As the supreme court noted in Hawthorne, the owner of property is generally qualified to testify as to the fair market value of his or her property. Id. at 333 n. 6. But the owner’s competency to so testify depends on the owner’s familiarity with the property and its value. See B & B Tree Serv., Inc. v. Tampa Crane & Body, Inc., 111 So.3d 976, 978 (Fla. 2d DCA 2013).
Some of the factors the trial court should consider to determine fair market value through the owner’s direct testimony include the original cost of the item, the *969use of the item, and its condition at the time of the theft. See Gonzalez v. State, 40 So.3d 86 (Fla. 4th DCA 2010). The trial court “shall” also consider “such other factors which .it deems appropriate.” Hawthorne, 573 So.2d at 333 (quoting section 775.089(6), Fla. Stat. (1987)).
In this case, the owner was completely familiar with her property, and she testified to all of the relevant factors. Ultimately, she testified that the property had a value in excess of the amount awarded by the court. Given the owner’s familiarity with the automobile, the trial court had the discretion to permit her to testify to its value even if she based her opinion of its value, in part, upon research of its market value that she had conducted outside the courtroom — including research on the internet. Cf. Phillips v. State, 141 So.3d 702 (Fla. 4th DCA 2014) (holding that the trial court erred in determining the restitution amount of various pieces of stolen jewelry based on hearsay evidence the owner obtained from websites where she did not purchase the items and had no first-hand knowledge of their purchase date, original value, or quality). Her use of online information, as compared to the types of information relied on by owners prior to the advent of the internet, does not render her testimony inadmissible. Nor does the fact that she demonstrated this research in the courtroom render her testimony inadmissible; it actually facilitated cross-examination.
S.M. had full notice of this hearing and the opportunity to both cross-examine the owner and call other witnesses to value the car. S.M. did not present conflicting evidence. We conclude that the trial court was within its discretion to admit the owner’s testimony, that the owner’s testimony constitutes competent, substantial evidence that supports the award, and that the trial court did not abuse its discretion in setting restitution in this amount.
Thus, we still do not reach the question of whether such a website can be an adequate source for true judicial notice. That said, cars are not a fungible commodity like a bushel of corn or a share of a publicly traded stock.
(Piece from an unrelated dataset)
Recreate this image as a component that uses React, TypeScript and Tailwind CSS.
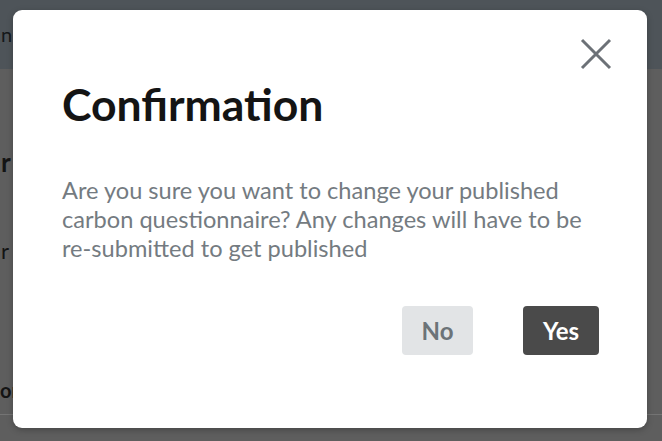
import React from 'react';

export default function App() {
  return (
    <div className="relative h-[441px] w-full overflow-hidden bg-[#5e5e5e] font-['Lato','Liberation_Sans',sans-serif]">
      {/* Page behind the dim layer */}
      <div className="flex h-[69px] items-center bg-[#4e5459] pl-[1px] pb-[2px] text-[20px] text-[#15181a]">
        n
      </div>
      <div className="flex flex-col">
        <p className="mt-[80px] pl-[1px] text-[26px] font-bold leading-[26px] text-[#141414]">r</p>
        <p className="mt-[64px] pl-[1px] text-[22px] leading-[24px] text-[#141414]">r t</p>
        <p className="mt-[116px] text-[20px] font-bold leading-[22px] text-[#141414]">or</p>
        <div className="mt-[13px] h-px w-full bg-[#747474]" />
      </div>

      {/* Dialog */}
      <div className="absolute inset-0 pl-[13px] pt-[10px]">
        <div className="relative flex h-[418px] w-[634px] flex-col rounded-[9px] bg-white pl-[49px] pr-[48px] pb-[73px] shadow-[0_2px_6px_rgba(0,0,0,0.25)]">
          <button className="absolute right-[35px] top-[28px] text-[#6c7177]" aria-label="Close">
            <svg width="32" height="32" viewBox="0 0 32 32" fill="none" stroke="currentColor" strokeWidth={3}>
              <path d="M2 2l28 28M30 2L2 30" />
            </svg>
          </button>
          <h2 className="mt-[67px] text-[44.5px] font-bold leading-[53px] text-[#141414]">Confirmation</h2>
          <p className="mt-[46px] text-[23.6px] leading-[29px] text-[#747b81]">
            Are you sure you want to change your published carbon questionnaire? Any changes will have to be
            re-submitted to get published
          </p>
          <div className="mt-auto flex justify-end gap-[50px]">
            <button className="h-[49px] w-[71px] rounded-[4px] bg-[#e2e4e6] text-[24px] font-bold text-[#6c7378]">
              No
            </button>
            <button className="h-[49px] w-[76px] rounded-[4px] bg-[#4a4a4a] text-[24px] font-bold text-white">
              Yes
            </button>
          </div>
        </div>
      </div>
    </div>
  );
}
With the advent of the horseless carriage, horse traders became used car salesmen, and since that time, little about used cars has been a matter whose accuracy could not be questioned. We are inclined to believe that judicial notice of the value of a used car may be an unattainable goal and that a knowledgeable owner may be a better source of competent testimony at a restitution hearing.
Affirmed.
SILBERMAN and WALLACE, JJ., Concur.. There is always concern that the somewhat summary procedures employed at a criminal restitution hearing could result in an award greater than the victim might receive in a civil action. However, because this case involves a theft, in a civil action the victim could claim treble damages and attorneys' fees. See § 772.11(1), Fla. Stat. (2012). As a result, there is very little risk that a judge’s consideration of the online information as a partial basis for the owner’s valuation could lead to a restitution award that exceeded the possible judgment in the civil action.